AudioMAE

This model card provides an easy-to-use API for a pretrained encoder of AudioMAE [1] whose weights are from its original reposotiry. The provided model is specifically designed to easily obtain learned representations given an input audio file. The resulting representation $z$ has a dimension of $(d, h, w)$ for a single audio file, where $d$, $h$, and $w$ denote a latent dimension size, latent frequency dim, and latent temporal dim, respectively. [2] indicates that both frequency and temporal dimensional semantics are preserved in $z$.

Dependency

See requirements.txt

Usage

from transformers import AutoModel

device = 'cpu'  # 'cpu' or 'cuda'
model = AutoModel.from_pretrained("hance-ai/audiomae", trust_remote_code=True).to(device)  # load the pretrained model
z = model('path/audio_fname.wav')  # (768, 8, 64) = (latent_dim_size, latent_freq_dim, latent_temporal_dim)

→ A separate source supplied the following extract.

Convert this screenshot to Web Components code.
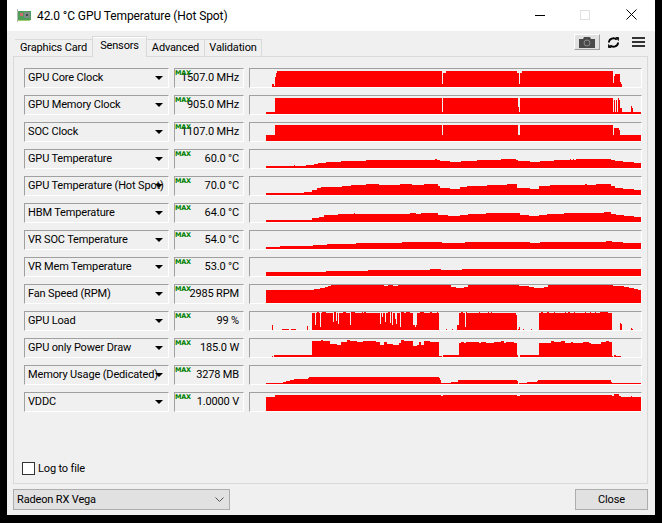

Depending on a task, a different pooling strategy should be facilitated. For instance, a global average pooling can be used for a classification task. [2] uses an adaptive pooling.

⚠️ AudioMAE accepts audio with maximum length of 10s (as described in [1]). Any audio longer than 10s will be clipped to 10s, meaning the excess beyond 10s will be discarded.

Sanity Check Result

In the following, a spectrogram of an input audio and corresponding $z$ are visualized. The input audio is 10s, containing baby coughing, hiccuping, and adult sneezing. The latent dimension size of $z$ is reduced to 8 using PCA for visualization.

The result shows that the presence of labeled sound is clearly captured in the 3rd principal component (PC). While the baby coughing and hiccuping sounds are not so distinugisable up to the 5th PC, they are in the 6th PC. This result briefly shows the effectiveness of the pretrained AudioMAE.

References

[1] Huang, Po-Yao, et al. "Masked autoencoders that listen." Advances in Neural Information Processing Systems 35 (2022): 28708-28720.

[2] Liu, Haohe, et al. "Audioldm 2: Learning holistic audio generation with self-supervised pretraining." IEEE/ACM Transactions on Audio, Speech, and Language Processing (2024).